Another fabric that Staniszkis developed is double woven, one side silk dyed olive green, the other a pashmina-and-wool blend she cuts into strips so that when she immerses it in a golden-brown dye bath, it felts into fuzzy-edged stripes. The weft of yet another silk is overtwisted so that, during the dyeing process, it crinkles into permanent pleats. She also works with jacquard weaves, stitching one into a deeply cuffed jacket, first dyed olive and purple then screen-printed in black. To create a more contemporary look, she tones traditional brocades down with screenprint that dapples antique rust-and-gold fabric with pungent-green patterning.

To make slinky body-clinging silk clothing is not her goal. Rather, she aims to fashion pieces that float about the body like mist around a hilltop. Utilizing as much of the material as possible, Staniszkis cuts the fabric first, either from her own pattern or freehand, then applies colour and design. A complex, bias-cut garment like a fantastic tailcoat is first dyed shades of violet, then screen-printed with black leaves. Finally, the pieces are seamed together on the outside so that the black stitching underscores cut and colour.

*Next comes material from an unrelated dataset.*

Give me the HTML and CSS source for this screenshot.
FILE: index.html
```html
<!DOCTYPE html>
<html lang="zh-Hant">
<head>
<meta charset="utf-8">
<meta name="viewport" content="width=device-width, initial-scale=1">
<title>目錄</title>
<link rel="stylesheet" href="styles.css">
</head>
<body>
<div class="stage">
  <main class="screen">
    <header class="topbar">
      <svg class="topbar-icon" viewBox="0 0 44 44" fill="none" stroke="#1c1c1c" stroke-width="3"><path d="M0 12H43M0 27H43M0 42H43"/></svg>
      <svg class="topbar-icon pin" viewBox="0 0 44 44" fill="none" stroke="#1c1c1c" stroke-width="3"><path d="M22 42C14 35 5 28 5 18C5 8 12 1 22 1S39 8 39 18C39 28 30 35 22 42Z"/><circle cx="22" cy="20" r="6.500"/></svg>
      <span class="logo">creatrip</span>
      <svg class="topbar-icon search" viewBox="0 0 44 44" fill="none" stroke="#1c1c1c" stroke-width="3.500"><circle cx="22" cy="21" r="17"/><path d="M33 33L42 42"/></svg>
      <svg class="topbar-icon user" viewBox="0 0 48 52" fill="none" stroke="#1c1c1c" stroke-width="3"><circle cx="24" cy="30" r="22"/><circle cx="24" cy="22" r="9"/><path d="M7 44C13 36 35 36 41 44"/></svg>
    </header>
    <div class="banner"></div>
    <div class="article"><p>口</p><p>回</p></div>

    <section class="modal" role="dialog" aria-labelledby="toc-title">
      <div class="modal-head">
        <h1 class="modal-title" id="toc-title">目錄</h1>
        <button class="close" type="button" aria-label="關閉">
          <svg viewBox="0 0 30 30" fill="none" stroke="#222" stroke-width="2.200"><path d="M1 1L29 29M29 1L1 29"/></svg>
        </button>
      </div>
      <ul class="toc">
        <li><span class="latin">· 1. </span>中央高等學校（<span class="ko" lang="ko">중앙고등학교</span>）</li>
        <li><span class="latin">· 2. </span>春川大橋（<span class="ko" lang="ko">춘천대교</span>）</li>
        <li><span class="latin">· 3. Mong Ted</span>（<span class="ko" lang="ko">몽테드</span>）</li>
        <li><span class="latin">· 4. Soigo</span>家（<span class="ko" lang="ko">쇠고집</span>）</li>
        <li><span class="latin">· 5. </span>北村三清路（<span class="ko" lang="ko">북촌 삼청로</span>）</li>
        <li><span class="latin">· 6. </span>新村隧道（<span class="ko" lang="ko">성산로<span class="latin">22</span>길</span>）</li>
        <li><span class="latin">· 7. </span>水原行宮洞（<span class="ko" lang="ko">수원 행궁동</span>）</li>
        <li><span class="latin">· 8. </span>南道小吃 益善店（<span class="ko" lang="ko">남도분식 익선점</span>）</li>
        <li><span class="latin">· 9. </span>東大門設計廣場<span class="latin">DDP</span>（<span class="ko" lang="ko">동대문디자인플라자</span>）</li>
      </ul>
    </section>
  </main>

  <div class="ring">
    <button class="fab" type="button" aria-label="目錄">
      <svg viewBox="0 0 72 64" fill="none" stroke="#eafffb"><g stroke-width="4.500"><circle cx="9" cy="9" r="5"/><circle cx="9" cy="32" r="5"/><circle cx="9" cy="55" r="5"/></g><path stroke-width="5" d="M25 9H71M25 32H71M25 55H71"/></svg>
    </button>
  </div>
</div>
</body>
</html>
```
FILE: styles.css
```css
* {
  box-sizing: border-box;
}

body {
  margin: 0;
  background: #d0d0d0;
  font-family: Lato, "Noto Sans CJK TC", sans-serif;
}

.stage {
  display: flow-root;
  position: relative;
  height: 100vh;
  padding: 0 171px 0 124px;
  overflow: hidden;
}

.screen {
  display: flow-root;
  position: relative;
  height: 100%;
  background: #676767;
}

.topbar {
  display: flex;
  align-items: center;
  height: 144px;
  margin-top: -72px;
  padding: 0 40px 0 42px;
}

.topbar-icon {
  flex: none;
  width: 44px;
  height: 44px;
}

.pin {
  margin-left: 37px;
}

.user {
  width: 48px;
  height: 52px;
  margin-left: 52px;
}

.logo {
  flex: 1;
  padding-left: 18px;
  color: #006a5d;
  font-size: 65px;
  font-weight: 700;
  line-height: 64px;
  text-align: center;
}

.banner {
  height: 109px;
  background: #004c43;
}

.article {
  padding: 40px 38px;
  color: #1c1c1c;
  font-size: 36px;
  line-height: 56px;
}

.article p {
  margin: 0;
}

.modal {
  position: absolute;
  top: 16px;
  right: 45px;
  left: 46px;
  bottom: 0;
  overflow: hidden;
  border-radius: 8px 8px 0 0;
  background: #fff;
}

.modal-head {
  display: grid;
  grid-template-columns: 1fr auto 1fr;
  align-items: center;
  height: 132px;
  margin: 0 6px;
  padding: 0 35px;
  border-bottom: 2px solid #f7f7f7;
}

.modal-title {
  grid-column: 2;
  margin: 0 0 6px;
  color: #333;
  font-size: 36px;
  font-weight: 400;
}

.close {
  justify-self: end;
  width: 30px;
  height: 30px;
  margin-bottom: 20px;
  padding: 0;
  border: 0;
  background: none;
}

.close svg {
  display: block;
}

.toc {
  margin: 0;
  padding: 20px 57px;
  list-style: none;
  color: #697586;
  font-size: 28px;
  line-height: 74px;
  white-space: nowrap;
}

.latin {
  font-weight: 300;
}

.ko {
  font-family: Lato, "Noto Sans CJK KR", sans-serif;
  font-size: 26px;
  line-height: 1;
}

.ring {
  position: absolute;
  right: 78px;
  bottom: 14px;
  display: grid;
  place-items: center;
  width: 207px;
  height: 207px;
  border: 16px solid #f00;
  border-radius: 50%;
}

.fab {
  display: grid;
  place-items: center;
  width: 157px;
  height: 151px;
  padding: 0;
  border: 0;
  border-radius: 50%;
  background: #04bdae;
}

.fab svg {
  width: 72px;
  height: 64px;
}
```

Crumpled silk like some exotic mineral, intricate pleating, materials that shimmer and glow—these fabrics cry out to be touched. A boiled-mohair jacket is in emerald, lime, aqua, and turquoise, the colours flowing into one another, then hand-printed in black. It’s a stunning way to ward off autumn chills. Images are hinted at rather than overt. Only when you see the photograph behind it (which she uses as her screensaver) can you identify the Romanesque church printed on a sheer bronze-black tunic. Dramatic clothes demand large-scale jewellery, she feels, so she strings necklaces of amber from her native Poland together with beads collected on her global travels, or turns chunky semiprecious stones into warrior-queen bracelets. Real cocoons are dyed black, trimmed with gold, then strung on elastic.

Jacket or jewellery, Staniszkis’ work is for women unafraid of being looked at. (One recent customer, in for the day from Santa Fe just to stock up, recently nabbed an armload.) Over simple black outfits, Staniszkis’ creations could swan into the poshest of venues, or, funked up with denim and boots, hit the streets. Prices start at $400 for the one-of-a-kind wearable art; this is real investment dressing, pieces you’ll still have 10 or 20 years from now if you take care of them. (They may be wearable art, but most pieces are hand-wash-only.)

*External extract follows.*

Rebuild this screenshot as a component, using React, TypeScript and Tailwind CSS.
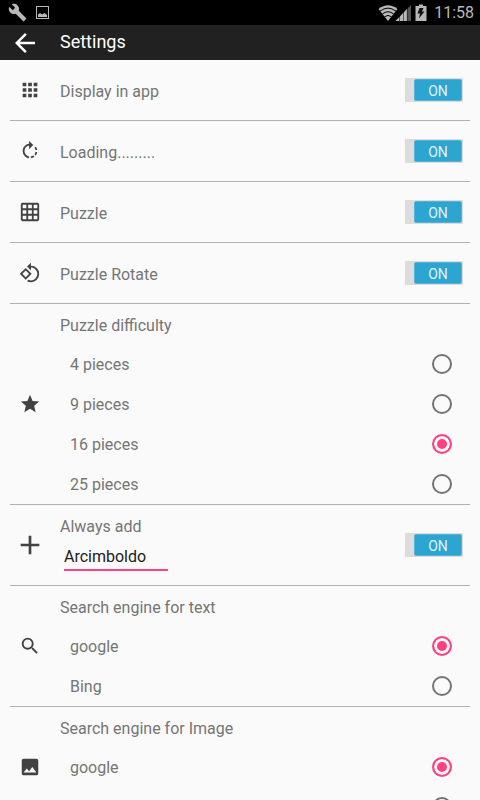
import { useState, type ReactNode } from "react";
import {
  MdAdd,
  MdApps,
  MdArrowBack,
  MdBuild,
  MdGridOn,
  MdImage,
  MdRotate90DegreesCcw,
  MdRotateRight,
  MdSearch,
  MdStar,
} from "react-icons/md";

function StatusBar() {
  return (
    <div className="flex h-[25px] shrink-0 items-center justify-between bg-black pl-2 pr-1.5 text-[#b8b8b8]">
      <div className="flex items-center gap-2">
        <MdBuild size={19} />
        <svg width="15" height="15" viewBox="0 0 15 15" aria-hidden="true">
          <rect x="1.5" y="1.5" width="12" height="12" fill="none" stroke="currentColor" />
          <path d="M3 12V9.500l2-1.500L7 9.500 9.500 8 12 10v2z" fill="currentColor" />
        </svg>
      </div>
      <div className="flex items-center gap-1.5">
        <svg width="50" height="18" viewBox="0 0 50 18" aria-hidden="true">
          <path d="M10 17 .5 5Q10-2.500 19.500 5z" fill="currentColor" />
          <g fill="none" stroke="#000" strokeWidth="1">
            <path d="M2 7.200Q10 1 18 7.200M4.300 10Q10 5.500 15.700 10M6.500 12.800Q10 10 13.500 12.800" />
          </g>
          <path d="M33 1v16H17.500z" fill="#555" />
          <path d="M29 5v12H17.500z" fill="currentColor" />
          <path d="M21.500 10v7M25.500 6v11M29.300 3v14" stroke="#000" strokeWidth=".5" />
          <path d="M41 .5h4V2h3.500v15h-11V2H41z" fill="currentColor" />
          <path d="M41.500 4h4l-1.500 3.500h2.500L41 14.500l1-5h-2.500z" fill="#111" />
        </svg>
        <span className="text-base leading-6">11:58</span>
      </div>
    </div>
  );
}

function Row({ icon, children }: { icon: ReactNode; children: ReactNode }) {
  return (
    <section className="mx-2.5 flex items-center border-b border-[#b2b2b2]">
      <div className="flex w-10 shrink-0 justify-center text-[#424242]">{icon}</div>
      <div className="min-w-0 flex-1 pl-2.5">{children}</div>
    </section>
  );
}

function Toggle({ label }: { label: string }) {
  const [on, setOn] = useState(true);
  return (
    <button
      type="button"
      role="switch"
      aria-checked={on}
      aria-label={label}
      onClick={() => setOn(!on)}
      className={`mr-[7px] flex h-6 w-[58px] shrink-0 bg-[#dcdcdc] p-px ${on ? "justify-end" : "justify-start"}`}
    >
      <span
        className={`flex h-[22px] w-12 items-center justify-center rounded-xs border pt-0.5 text-sm leading-5 ${
          on ? "border-[#55b4d5] bg-[#2ca5d0] text-[#e3f3f9]" : "border-[#999] bg-[#888] text-white"
        }`}
      >
        {on ? "ON" : "OFF"}
      </span>
    </button>
  );
}

function ToggleRow({ icon, label }: { icon: ReactNode; label: string }) {
  return (
    <Row icon={icon}>
      <div className="flex h-[60px] items-center justify-between">
        <span className="pt-1">{label}</span>
        <Toggle label={label} />
      </div>
    </Row>
  );
}

type ChoiceRowProps = {
  icon: ReactNode;
  title: string;
  name: string;
  options: string[];
  initial: string;
};

function ChoiceRow({ icon, title, name, options, initial }: ChoiceRowProps) {
  const [value, setValue] = useState(initial);
  return (
    <Row icon={icon}>
      <h2 className="h-10 pt-2.5">{title}</h2>
      <div role="radiogroup" aria-label={title}>
        {options.map((option) => (
          <label key={option} className="flex h-10 items-center justify-between pl-2.5 pr-[18px]">
            <span className="pt-0.5">{option}</span>
            <input
              type="radio"
              name={name}
              checked={value === option}
              onChange={() => setValue(option)}
              className="size-5 appearance-none rounded-full border-2 border-[#737373] checked:border-[#ff4081] checked:bg-[#ff4081] checked:shadow-[inset_0_0_0_3px_#fafafa]"
            />
          </label>
        ))}
      </div>
    </Row>
  );
}

export default function App() {
  const [word, setWord] = useState("Arcimboldo");
  return (
    <div className="flex h-screen flex-col bg-[#fafafa] font-[Roboto,sans-serif] text-base leading-6 text-[#757575]">
      <StatusBar />
      <header className="flex h-[35px] shrink-0 items-center bg-[#212121] text-white">
        <button type="button" aria-label="Back" className="flex w-[50px] justify-center">
          <MdArrowBack size={30} />
        </button>
        <h1 className="pb-0.5 pl-2.5 text-lg leading-6">Settings</h1>
      </header>
      <main className="flex-1 overflow-y-auto [scrollbar-width:none]">
        <ToggleRow icon={<MdApps size={22} />} label="Display in app" />
        <ToggleRow icon={<MdRotateRight size={22} />} label="Loading........." />
        <ToggleRow icon={<MdGridOn size={22} />} label="Puzzle" />
        <ToggleRow icon={<MdRotate90DegreesCcw size={22} />} label="Puzzle Rotate" />
        <ChoiceRow
          icon={<MdStar size={22} />}
          title="Puzzle difficulty"
          name="difficulty"
          options={["4 pieces", "9 pieces", "16 pieces", "25 pieces"]}
          initial="16 pieces"
        />
        <Row icon={<MdAdd size={32} />}>
          <div className="flex h-20 items-center justify-between">
            <div className="flex flex-col gap-1 pb-1">
              <label htmlFor="always-add">Always add</label>
              <input
                id="always-add"
                type="text"
                value={word}
                onChange={(e) => setWord(e.target.value)}
                className="ml-1 w-[104px] border-b-2 border-[#ff4081] pt-0.5 text-[#212121] outline-none"
              />
            </div>
            <Toggle label="Always add" />
          </div>
        </Row>
        <ChoiceRow
          icon={<MdSearch size={22} />}
          title="Search engine for text"
          name="text-engine"
          options={["google", "Bing"]}
          initial="google"
        />
        <ChoiceRow
          icon={<MdImage size={22} />}
          title="Search engine for Image"
          name="image-engine"
          options={["google", "Bing"]}
          initial="google"
        />
      </main>
    </div>
  );
}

A second studio is in the works, she says, this time in France, where she will continue her silk explorations in Provence. Even now, many of her hues have the sun-drenched intensity of a Vincent van Gogh or Paul Cézanne. “Silk dyes so graciously,” says the artist whose studio—with its racks of golds, reds, saffrons, aqueous blues, greens, and mauves—could be the wardrobe department for a Renaissance play. “Whatever you see here,” she says, “you have not seen anywhere else.”